You are right of course, this could not be done in the required time.

> There are a couple of proposals on the FreeBSD
> Summer of Code site [...]

Oh yes, I read them all, it's just that I had this idea for some time,
and I wished to implement it one way or another on some system that I
like.

> Of course, a lot depends on your particular
> background. =A0You didn't say how much work of
> this sort you'd done in the past.
>

Well, I didn't do file system work in the past, if that's what you are
asking. I started programming about 8-9 years ago, and I mostly did
low-level C stuff ever since. Started with DOS, quickly got rid of
that problem, moved to Linux where I learned most of what I know about
UNIX userland stuff, didn't like Linux for kernel work for reasons I
won't detail here, moved to Windows, did various stuff both in the
userland and in the kernel, started doing stuff in Windows for money
(like 2 years ago), started doing stuff in Solaris, BSD and recently
Mac OS X. I always found kernel programming much challenging then
userland stuff and I never really cared about the really high level
programming stuff. Writing assembly code to make hardware work is
something that I enjoy, writing GUI applications is something I hope
I'll never do again.

Actually I would prefer to do some driver work to improve hardware
support in FreeBSD instead of all this file system thing, but I'd need
hardware I don't have, so that's out of the question.

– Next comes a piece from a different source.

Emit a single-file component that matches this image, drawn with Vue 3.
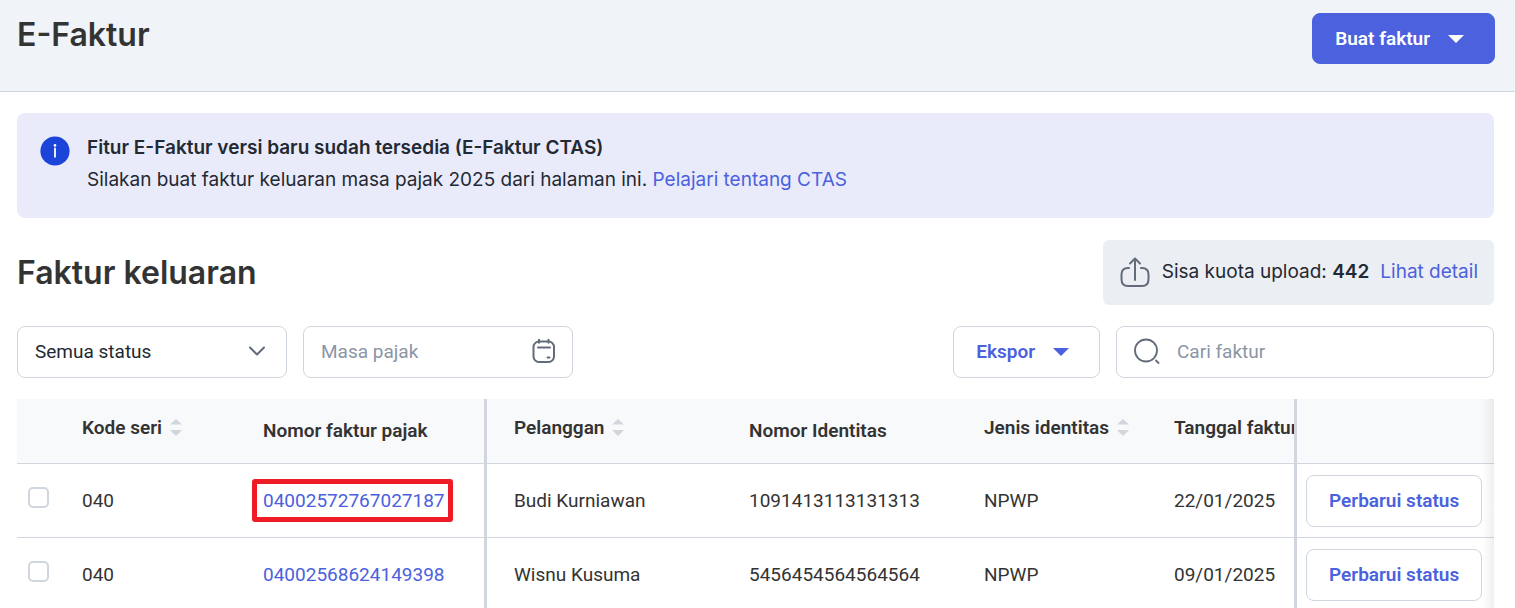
<template>
  <div class="page">
    <header class="page-header">
      <h1>E-Faktur</h1>
      <button type="button" class="btn btn-primary">
        Buat faktur
        <svg class="caret" viewBox="0 0 16 8"><path d="M0 0h16L8 8z" /></svg>
      </button>
    </header>

    <main class="content">
      <section class="banner">
        <svg class="info-icon" viewBox="0 0 30 30">
          <circle cx="15" cy="15" r="14.6" fill="#1c44d8" />
          <circle cx="15" cy="9.4" r="1.3" fill="#fff" />
          <path d="M15 12.4v8.4" stroke="#fff" stroke-width="1.8" />
        </svg>
        <div class="banner-text">
          <p class="banner-title">Fitur E-Faktur versi baru sudah tersedia (E-Faktur CTAS)</p>
          <p>
            Silakan buat faktur keluaran masa pajak 2025 dari halaman ini.
            <a href="#">Pelajari tentang CTAS</a>
          </p>
        </div>
      </section>

      <section class="section-head">
        <h2>Faktur keluaran</h2>
        <div class="quota">
          <svg class="upload-icon" viewBox="0 0 32 32">
            <path d="M10 12H9c-4.500 0-6.500 2.200-6.500 6.500v4.500c0 5 2 7 6.500 7h14c4.500 0 6.500-2 6.500-7v-4.500c0-4.300-2-6.500-6.500-6.500h-1" />
            <path d="M16 24V2.500M11 7.500l5-5 5 5" />
          </svg>
          <span>Sisa kuota upload: <strong>442</strong></span>
          <a href="#">Lihat detail</a>
        </div>
      </section>

      <section class="filters">
        <div class="field">
          <select v-model="status" aria-label="Status">
            <option value="all">Semua status</option>
          </select>
          <svg class="chevron" viewBox="0 0 16 10"><path d="M1 1.500l7 7 7-7" /></svg>
        </div>
        <div class="field">
          <input v-model="period" type="text" placeholder="Masa pajak" aria-label="Masa pajak" />
          <svg class="calendar" viewBox="0 0 24 26">
            <rect x="2.500" y="3.500" width="20.500" height="20.500" rx="5.500" />
            <path d="M8 1.800v3M17.500 1.800v3M7 9.500h12M16.500 19.500h2" />
          </svg>
        </div>
        <button type="button" class="btn btn-outline export">
          Ekspor
          <svg class="caret" viewBox="0 0 16 8"><path d="M0 0h16L8 8z" /></svg>
        </button>
        <div class="field search">
          <svg class="magnifier" viewBox="0 0 26 26">
            <circle cx="12" cy="12.500" r="11" />
            <path d="M22 22.500l2.500 2.500" />
          </svg>
          <input v-model="query" type="search" placeholder="Cari faktur" aria-label="Cari faktur" />
        </div>
      </section>

      <div class="table-wrap">
        <table>
          <colgroup>
            <col v-for="(col, i) in columns" :key="i" :class="col.cls" />
          </colgroup>
          <thead>
            <tr>
              <th v-for="(col, i) in columns" :key="i" :class="col.cls">
                <button v-if="col.sortable" type="button" class="sort">
                  {{ col.label }}
                  <svg viewBox="0 0 12 18"><path d="M0 6.500h12L6 1zM0 12h12l-6 6z" /></svg>
                </button>
                <template v-else>{{ col.label }}</template>
              </th>
            </tr>
          </thead>
          <tbody>
            <tr v-for="row in rows" :key="row.number">
              <td class="c-check">
                <input type="checkbox" :aria-label="`Pilih faktur ${row.number}`" />
              </td>
              <td>{{ row.code }}</td>
              <td class="c-number">
                <a href="#" :class="{ marked: row.marked }">{{ row.number }}</a>
              </td>
              <td class="c-customer">{{ row.customer }}</td>
              <td>{{ row.identity }}</td>
              <td>{{ row.type }}</td>
              <td>{{ row.date }}</td>
              <td class="c-action">
                <button type="button" class="btn btn-outline">Perbarui status</button>
              </td>
            </tr>
          </tbody>
        </table>
      </div>
    </main>
  </div>
</template>

<script setup>
import { ref } from 'vue'

const status = ref('all')
const period = ref('')
const query = ref('')

const columns = [
  { label: '', cls: 'c-check' },
  { label: 'Kode seri', cls: 'c-code', sortable: true },
  { label: 'Nomor faktur pajak', cls: 'c-number' },
  { label: 'Pelanggan', cls: 'c-customer', sortable: true },
  { label: 'Nomor Identitas', cls: 'c-identity' },
  { label: 'Jenis identitas', cls: 'c-type', sortable: true },
  { label: 'Tanggal faktur', cls: 'c-date', sortable: true },
  { label: '', cls: 'c-action' }
]

const rows = [
  {
    code: '040',
    number: '04002572767027187',
    customer: 'Budi Kurniawan',
    identity: '1091413113131313',
    type: 'NPWP',
    date: '22/01/2025',
    marked: true
  },
  {
    code: '040',
    number: '04002568624149398',
    customer: 'Wisnu Kusuma',
    identity: '5456454564564564',
    type: 'NPWP',
    date: '09/01/2025',
    marked: false
  }
]
</script>

<style>
body {
  margin: 0;
  background: #fff;
}
</style>

<style scoped>
.page {
  height: 100vh;
  overflow: hidden;
  font-family: Roboto, "Liberation Sans", sans-serif;
  font-size: 19px;
  color: #333;
}

.page *,
.page *::before,
.page *::after {
  box-sizing: border-box;
}

h1,
h2,
p {
  margin: 0;
}

h1,
h2 {
  font-family: Inter, sans-serif;
  font-size: 32px;
  font-weight: 600;
  line-height: 44px;
}

a {
  color: #4b61dd;
  text-decoration: none;
}

svg {
  flex: none;
  fill: none;
  stroke-linecap: round;
  stroke-linejoin: round;
}

.page-header {
  display: flex;
  justify-content: space-between;
  align-items: flex-start;
  height: 92px;
  padding: 13px 20px 0 17px;
  background: #f0f3f8;
  border-bottom: 1px solid #d0d6e0;
}

.btn {
  display: inline-flex;
  align-items: center;
  justify-content: center;
  height: 52px;
  padding: 0 22px;
  border: 1px solid #d0d6dd;
  border-radius: 8px;
  font: 600 19px/24px Roboto, "Liberation Sans", sans-serif;
  white-space: nowrap;
}

.btn-primary {
  gap: 18px;
  height: 51px;
  padding-right: 30px;
  background: #4b61dd;
  border-color: #4b61dd;
  color: #fff;
}

.btn-outline {
  background: #fff;
  color: #4b61dd;
}

.caret {
  width: 16px;
  height: 8px;
  fill: currentColor;
}

.content {
  padding: 21px 21px 0 17px;
}

.banner {
  display: flex;
  gap: 17px;
  padding: 19px 23px 22px;
  border-radius: 8px;
  background: #e9ebfa;
  color: #232933;
  font-family: Inter, sans-serif;
  line-height: 32px;
}

.info-icon {
  width: 30px;
  height: 30px;
  margin-top: 4px;
}

.banner-title {
  font-weight: 600;
}

.section-head {
  display: flex;
  justify-content: space-between;
  align-items: center;
  margin-top: 22px;
}

.quota {
  display: flex;
  align-items: center;
  gap: 11px;
  height: 65px;
  padding: 0 16px 2px 16px;
  border-radius: 6px;
  background: #ebeef2;
  color: #232933;
  font-family: Inter, sans-serif;
}

.quota strong {
  font-weight: 600;
}

.upload-icon {
  width: 32px;
  height: 32px;
  stroke: #626b79;
  stroke-width: 2;
}

.filters {
  display: flex;
  gap: 16px;
  margin-top: 21px;
}

.field {
  display: flex;
  align-items: center;
  width: 270px;
  height: 52px;
  padding: 0 17px 2px;
  border: 1px solid #d0d6dd;
  border-radius: 8px;
  background: #fff;
}

.field select,
.field input {
  flex: 1;
  min-width: 0;
  height: 100%;
  padding: 0;
  border: 0;
  outline: 0;
  appearance: none;
  background: transparent;
  font: inherit;
  color: #232933;
}

.field input::placeholder {
  color: #8b95a5;
  opacity: 1;
}

.chevron {
  width: 16px;
  height: 10px;
  margin-right: 4px;
  stroke: #626b79;
  stroke-width: 2;
  pointer-events: none;
}

.calendar {
  width: 24px;
  height: 26px;
  stroke: #626b79;
  stroke-width: 2;
}

.export {
  gap: 18px;
  margin-left: auto;
  padding-right: 30px;
}

.search {
  width: 378px;
  gap: 17px;
}

.magnifier {
  width: 26px;
  height: 26px;
  stroke: #626b79;
  stroke-width: 1.8;
}

.table-wrap {
  position: relative;
  margin-top: 21px;
  overflow: hidden;
}

/* scroll shadow on the right edge */
.table-wrap::after {
  content: "";
  position: absolute;
  top: 0;
  right: 0;
  bottom: 0;
  width: 12px;
  background: linear-gradient(to right, rgba(0, 0, 0, 0), rgba(0, 0, 0, 0.06));
  pointer-events: none;
}

table {
  width: 100%;
  table-layout: fixed;
  border-collapse: separate;
  border-spacing: 0;
}

th,
td {
  padding: 0 0 0 17px;
  border-bottom: 1px solid #d0d6dd;
  text-align: left;
  vertical-align: middle;
  white-space: nowrap;
}

th {
  height: 65px;
  padding-bottom: 2px;
  background: #f8f9fb;
  font-weight: 600;
  overflow: hidden;
}

td {
  height: 74px;
}

col.c-check {
  width: 48px;
}

col.c-code {
  width: 181px;
}

col.c-number {
  width: 241px;
}

col.c-customer {
  width: 245px;
}

col.c-identity {
  width: 235px;
}

col.c-type {
  width: 190px;
}

col.c-action {
  width: 200px;
}

td.c-check {
  padding: 0 0 6px 11px;
}

th.c-number,
td.c-number {
  border-right: 3px solid #d0d6dd;
}

th.c-customer,
td.c-customer {
  padding-left: 27px;
}

th.c-action,
td.c-action {
  padding-left: 9px;
  border-left: 3px solid #d0d6dd;
}

.sort {
  display: inline-flex;
  align-items: center;
  gap: 8px;
  padding: 0 0 6px;
  border: 0;
  background: none;
  font: inherit;
  color: inherit;
  vertical-align: middle;
}

.sort svg {
  width: 12px;
  height: 18px;
  fill: #d0d6dd;
}

td input[type="checkbox"] {
  display: block;
  width: 21px;
  height: 21px;
  margin: 0;
  border: 2px solid #d0d6dd;
  border-radius: 5px;
  appearance: none;
  background: #fff;
}

td input[type="checkbox"]:checked {
  border-color: #4b61dd;
  background: #4b61dd;
}

.marked {
  position: relative;
}

.marked::after {
  content: "";
  position: absolute;
  inset: -10px -8px -10px -11px;
  border: 5px solid #ee1c25;
  border-radius: 3px;
}
</style>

I would like to do that EFI boot project, because that's something I
would want for myself, but I only have 1 EFI machine and I can't
afford to do development work on it because I need it for something
else.

Regarding the original problem, I propose a much simple implementation
using ZFS. Database people want transactional (asynchronous) record
oriented I/O. Well... probably depends on what database people you
ask, because some would say synchronous I/O is imperative (that is why
there is ZIL in the ZFS stack, isn't it?) and others will say the
opposite thing. Anyway, you can always do SYNC I/O if you need it or
want to, so I see the ASYNC I/O feature as plus, because some people
will benefit and the others won't be affected.

So, as I was saying, using ZFS makes the problem much simpler because
ZFS already has transactional capabilities (layers around DMU) and ZFS
does all the storage management for free (in the pooled storage
layer). All you need to do is to write something in the Interface
Layer. The current interfaces are ZPL, the POSIX layer hooked in the
VFS, ZVOL and /dev/zfs. Only ZPL is used by the general public.

What I propose is a new interface (akin to ZPL in some respects) but
not hooked in the VFS (well, some degree of POSIX I/O maybe would
help). This would export some syscalls for use by database consumers.
I hope I could model the thing after OpenVMS APIs.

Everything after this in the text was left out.